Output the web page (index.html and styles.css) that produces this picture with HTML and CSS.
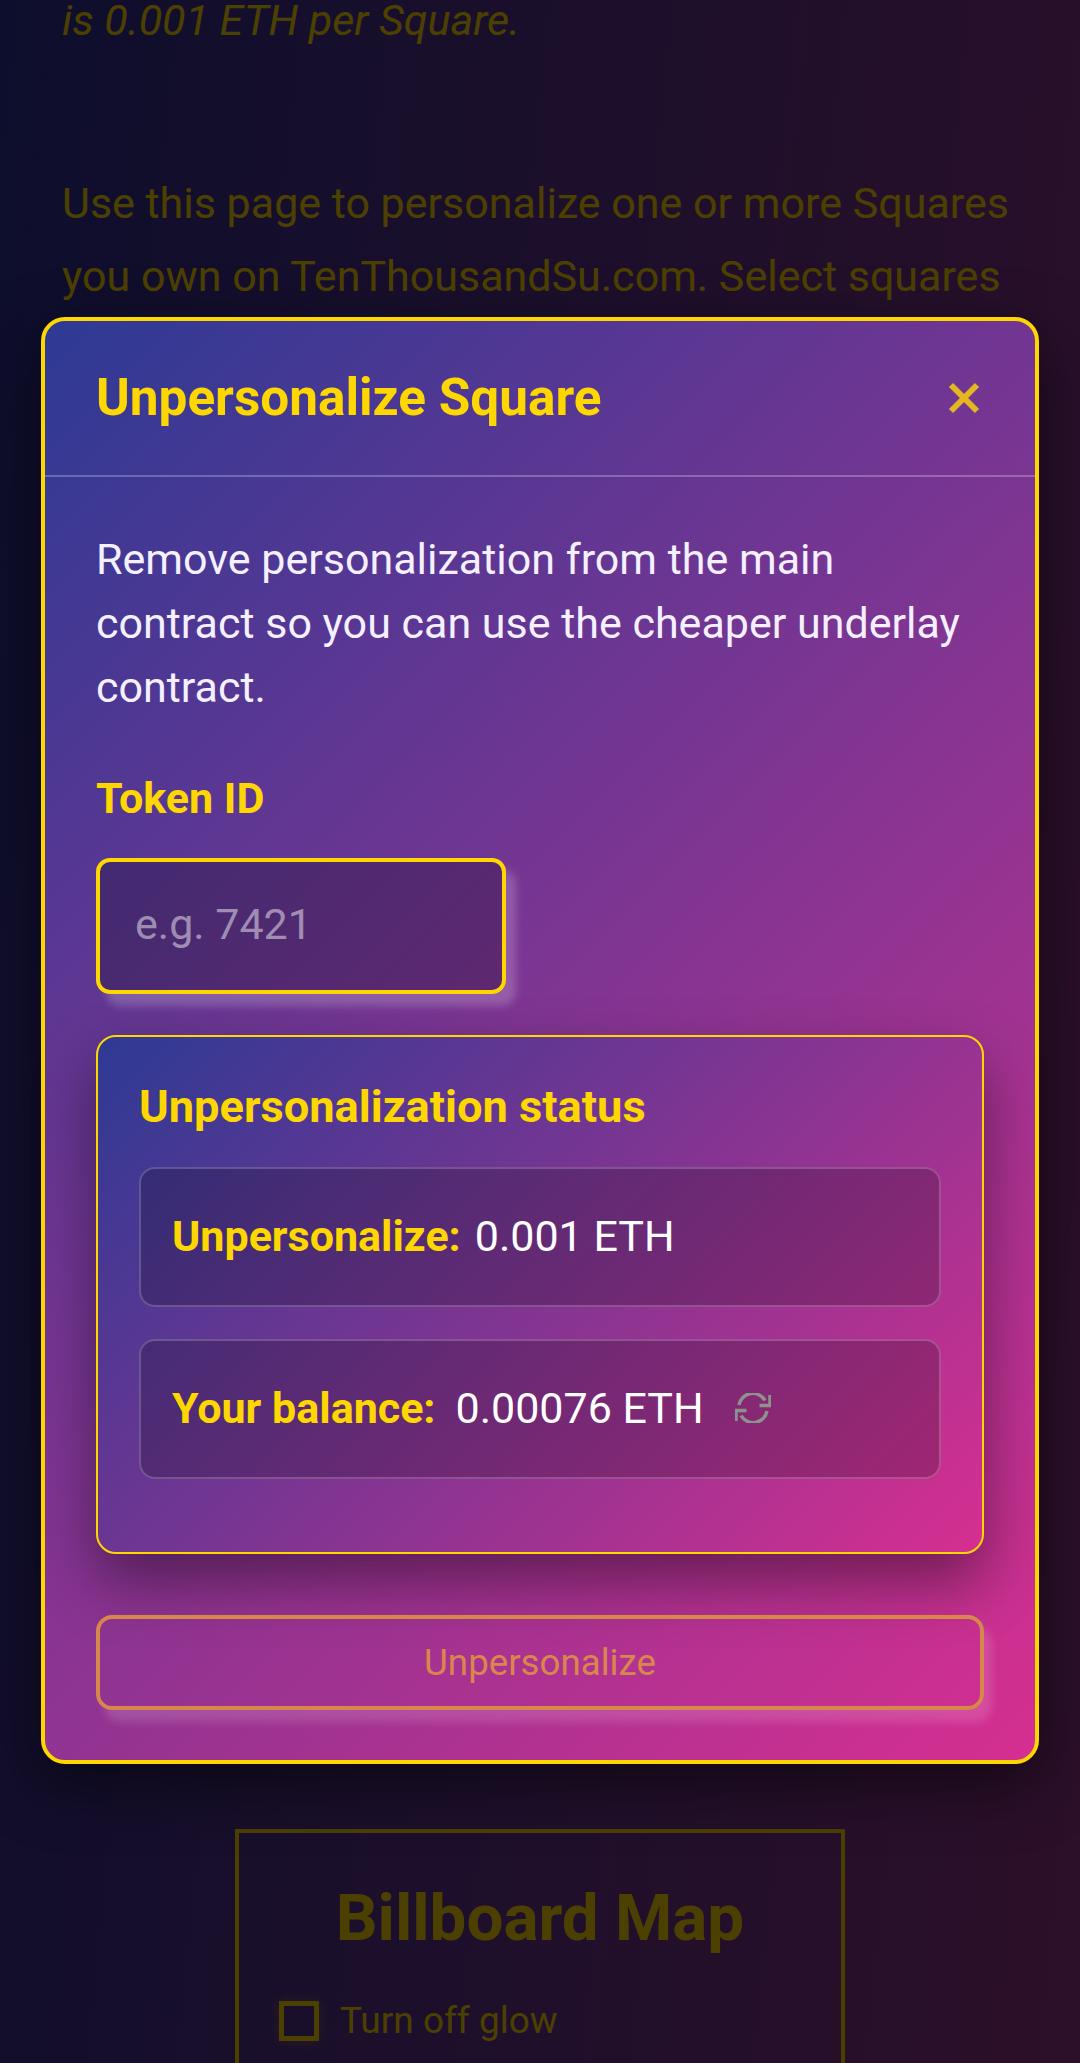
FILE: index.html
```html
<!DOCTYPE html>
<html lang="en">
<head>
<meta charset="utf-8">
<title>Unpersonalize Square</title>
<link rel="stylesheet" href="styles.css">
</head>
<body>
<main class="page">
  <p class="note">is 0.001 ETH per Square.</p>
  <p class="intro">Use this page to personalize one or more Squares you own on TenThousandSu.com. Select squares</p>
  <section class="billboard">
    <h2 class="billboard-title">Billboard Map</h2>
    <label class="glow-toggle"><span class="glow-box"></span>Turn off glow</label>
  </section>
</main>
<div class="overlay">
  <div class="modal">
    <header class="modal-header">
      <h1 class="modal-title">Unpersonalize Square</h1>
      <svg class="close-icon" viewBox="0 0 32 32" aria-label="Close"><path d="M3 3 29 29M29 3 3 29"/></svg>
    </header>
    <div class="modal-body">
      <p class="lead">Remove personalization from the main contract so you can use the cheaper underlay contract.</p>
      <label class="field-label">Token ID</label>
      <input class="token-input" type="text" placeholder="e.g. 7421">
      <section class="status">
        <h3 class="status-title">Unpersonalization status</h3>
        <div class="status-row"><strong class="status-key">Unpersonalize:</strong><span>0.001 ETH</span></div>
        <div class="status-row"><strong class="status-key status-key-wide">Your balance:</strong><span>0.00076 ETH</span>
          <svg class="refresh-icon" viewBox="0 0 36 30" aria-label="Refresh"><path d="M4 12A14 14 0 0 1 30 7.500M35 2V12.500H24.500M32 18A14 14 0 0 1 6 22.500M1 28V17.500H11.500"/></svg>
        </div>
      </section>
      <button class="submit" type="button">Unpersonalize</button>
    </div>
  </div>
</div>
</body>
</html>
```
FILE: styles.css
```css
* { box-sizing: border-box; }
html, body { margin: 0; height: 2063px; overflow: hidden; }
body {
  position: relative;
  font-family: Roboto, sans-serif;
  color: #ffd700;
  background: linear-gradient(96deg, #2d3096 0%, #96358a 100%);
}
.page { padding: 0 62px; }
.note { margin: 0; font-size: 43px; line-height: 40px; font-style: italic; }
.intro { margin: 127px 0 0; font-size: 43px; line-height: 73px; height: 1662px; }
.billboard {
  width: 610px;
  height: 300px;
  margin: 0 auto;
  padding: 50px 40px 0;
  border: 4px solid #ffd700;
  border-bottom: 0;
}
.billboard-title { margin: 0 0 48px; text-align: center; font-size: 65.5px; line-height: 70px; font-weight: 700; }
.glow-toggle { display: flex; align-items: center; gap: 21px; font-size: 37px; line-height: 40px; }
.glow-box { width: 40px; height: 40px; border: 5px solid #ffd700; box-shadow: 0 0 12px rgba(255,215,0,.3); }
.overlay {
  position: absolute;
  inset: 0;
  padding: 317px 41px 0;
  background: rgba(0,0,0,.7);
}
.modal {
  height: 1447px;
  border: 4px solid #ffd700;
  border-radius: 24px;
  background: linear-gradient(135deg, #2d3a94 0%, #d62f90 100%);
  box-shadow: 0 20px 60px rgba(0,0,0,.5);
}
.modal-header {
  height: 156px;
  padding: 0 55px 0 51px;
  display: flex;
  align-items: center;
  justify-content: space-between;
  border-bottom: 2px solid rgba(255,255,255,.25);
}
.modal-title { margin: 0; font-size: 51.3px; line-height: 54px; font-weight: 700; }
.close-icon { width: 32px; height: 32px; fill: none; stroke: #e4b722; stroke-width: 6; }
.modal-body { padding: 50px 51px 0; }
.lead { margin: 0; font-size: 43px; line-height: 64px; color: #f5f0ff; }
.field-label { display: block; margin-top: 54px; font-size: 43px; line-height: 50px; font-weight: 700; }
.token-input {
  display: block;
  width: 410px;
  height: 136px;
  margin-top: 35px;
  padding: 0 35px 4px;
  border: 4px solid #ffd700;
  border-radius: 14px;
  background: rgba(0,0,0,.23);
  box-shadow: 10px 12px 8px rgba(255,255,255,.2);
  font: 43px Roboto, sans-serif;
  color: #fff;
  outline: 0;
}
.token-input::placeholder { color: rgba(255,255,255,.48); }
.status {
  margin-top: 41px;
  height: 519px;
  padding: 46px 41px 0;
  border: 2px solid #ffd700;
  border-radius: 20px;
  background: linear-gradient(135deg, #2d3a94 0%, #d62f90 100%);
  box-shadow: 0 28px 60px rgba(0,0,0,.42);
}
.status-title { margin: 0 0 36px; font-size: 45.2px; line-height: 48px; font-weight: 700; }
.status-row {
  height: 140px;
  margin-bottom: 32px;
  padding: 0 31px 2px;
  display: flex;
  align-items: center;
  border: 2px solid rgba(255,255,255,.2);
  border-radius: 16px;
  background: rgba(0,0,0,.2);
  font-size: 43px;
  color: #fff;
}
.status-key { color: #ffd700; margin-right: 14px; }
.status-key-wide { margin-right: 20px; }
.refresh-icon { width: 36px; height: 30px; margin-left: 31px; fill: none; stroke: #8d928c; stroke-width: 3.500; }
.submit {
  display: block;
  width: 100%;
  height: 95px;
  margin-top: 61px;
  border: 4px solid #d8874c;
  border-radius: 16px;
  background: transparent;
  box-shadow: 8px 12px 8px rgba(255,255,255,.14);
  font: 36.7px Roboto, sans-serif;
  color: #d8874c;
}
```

# [Required work]
Give the data above again in full and unchanged, skipping the pictures.

# [Solved exercise]
Output the web page (index.html and styles.css) that produces this picture with HTML and CSS.
FILE: index.html
```html
<!DOCTYPE html>
<html lang="en">
<head>
<meta charset="utf-8">
<title>Unpersonalize Square</title>
<link rel="stylesheet" href="styles.css">
</head>
<body>
<main class="page">
  <p class="note">is 0.001 ETH per Square.</p>
  <p class="intro">Use this page to personalize one or more Squares you own on TenThousandSu.com. Select squares</p>
  <section class="billboard">
    <h2 class="billboard-title">Billboard Map</h2>
    <label class="glow-toggle"><span class="glow-box"></span>Turn off glow</label>
  </section>
</main>
<div class="overlay">
  <div class="modal">
    <header class="modal-header">
      <h1 class="modal-title">Unpersonalize Square</h1>
      <svg class="close-icon" viewBox="0 0 32 32" aria-label="Close"><path d="M3 3 29 29M29 3 3 29"/></svg>
    </header>
    <div class="modal-body">
      <p class="lead">Remove personalization from the main contract so you can use the cheaper underlay contract.</p>
      <label class="field-label">Token ID</label>
      <input class="token-input" type="text" placeholder="e.g. 7421">
      <section class="status">
        <h3 class="status-title">Unpersonalization status</h3>
        <div class="status-row"><strong class="status-key">Unpersonalize:</strong><span>0.001 ETH</span></div>
        <div class="status-row"><strong class="status-key status-key-wide">Your balance:</strong><span>0.00076 ETH</span>
          <svg class="refresh-icon" viewBox="0 0 36 30" aria-label="Refresh"><path d="M4 12A14 14 0 0 1 30 7.500M35 2V12.500H24.500M32 18A14 14 0 0 1 6 22.500M1 28V17.500H11.500"/></svg>
        </div>
      </section>
      <button class="submit" type="button">Unpersonalize</button>
    </div>
  </div>
</div>
</body>
</html>
```
FILE: styles.css
```css
* { box-sizing: border-box; }
html, body { margin: 0; height: 2063px; overflow: hidden; }
body {
  position: relative;
  font-family: Roboto, sans-serif;
  color: #ffd700;
  background: linear-gradient(96deg, #2d3096 0%, #96358a 100%);
}
.page { padding: 0 62px; }
.note { margin: 0; font-size: 43px; line-height: 40px; font-style: italic; }
.intro { margin: 127px 0 0; font-size: 43px; line-height: 73px; height: 1662px; }
.billboard {
  width: 610px;
  height: 300px;
  margin: 0 auto;
  padding: 50px 40px 0;
  border: 4px solid #ffd700;
  border-bottom: 0;
}
.billboard-title { margin: 0 0 48px; text-align: center; font-size: 65.5px; line-height: 70px; font-weight: 700; }
.glow-toggle { display: flex; align-items: center; gap: 21px; font-size: 37px; line-height: 40px; }
.glow-box { width: 40px; height: 40px; border: 5px solid #ffd700; box-shadow: 0 0 12px rgba(255,215,0,.3); }
.overlay {
  position: absolute;
  inset: 0;
  padding: 317px 41px 0;
  background: rgba(0,0,0,.7);
}
.modal {
  height: 1447px;
  border: 4px solid #ffd700;
  border-radius: 24px;
  background: linear-gradient(135deg, #2d3a94 0%, #d62f90 100%);
  box-shadow: 0 20px 60px rgba(0,0,0,.5);
}
.modal-header {
  height: 156px;
  padding: 0 55px 0 51px;
  display: flex;
  align-items: center;
  justify-content: space-between;
  border-bottom: 2px solid rgba(255,255,255,.25);
}
.modal-title { margin: 0; font-size: 51.3px; line-height: 54px; font-weight: 700; }
.close-icon { width: 32px; height: 32px; fill: none; stroke: #e4b722; stroke-width: 6; }
.modal-body { padding: 50px 51px 0; }
.lead { margin: 0; font-size: 43px; line-height: 64px; color: #f5f0ff; }
.field-label { display: block; margin-top: 54px; font-size: 43px; line-height: 50px; font-weight: 700; }
.token-input {
  display: block;
  width: 410px;
  height: 136px;
  margin-top: 35px;
  padding: 0 35px 4px;
  border: 4px solid #ffd700;
  border-radius: 14px;
  background: rgba(0,0,0,.23);
  box-shadow: 10px 12px 8px rgba(255,255,255,.2);
  font: 43px Roboto, sans-serif;
  color: #fff;
  outline: 0;
}
.token-input::placeholder { color: rgba(255,255,255,.48); }
.status {
  margin-top: 41px;
  height: 519px;
  padding: 46px 41px 0;
  border: 2px solid #ffd700;
  border-radius: 20px;
  background: linear-gradient(135deg, #2d3a94 0%, #d62f90 100%);
  box-shadow: 0 28px 60px rgba(0,0,0,.42);
}
.status-title { margin: 0 0 36px; font-size: 45.2px; line-height: 48px; font-weight: 700; }
.status-row {
  height: 140px;
  margin-bottom: 32px;
  padding: 0 31px 2px;
  display: flex;
  align-items: center;
  border: 2px solid rgba(255,255,255,.2);
  border-radius: 16px;
  background: rgba(0,0,0,.2);
  font-size: 43px;
  color: #fff;
}
.status-key { color: #ffd700; margin-right: 14px; }
.status-key-wide { margin-right: 20px; }
.refresh-icon { width: 36px; height: 30px; margin-left: 31px; fill: none; stroke: #8d928c; stroke-width: 3.500; }
.submit {
  display: block;
  width: 100%;
  height: 95px;
  margin-top: 61px;
  border: 4px solid #d8874c;
  border-radius: 16px;
  background: transparent;
  box-shadow: 8px 12px 8px rgba(255,255,255,.14);
  font: 36.7px Roboto, sans-serif;
  color: #d8874c;
}
```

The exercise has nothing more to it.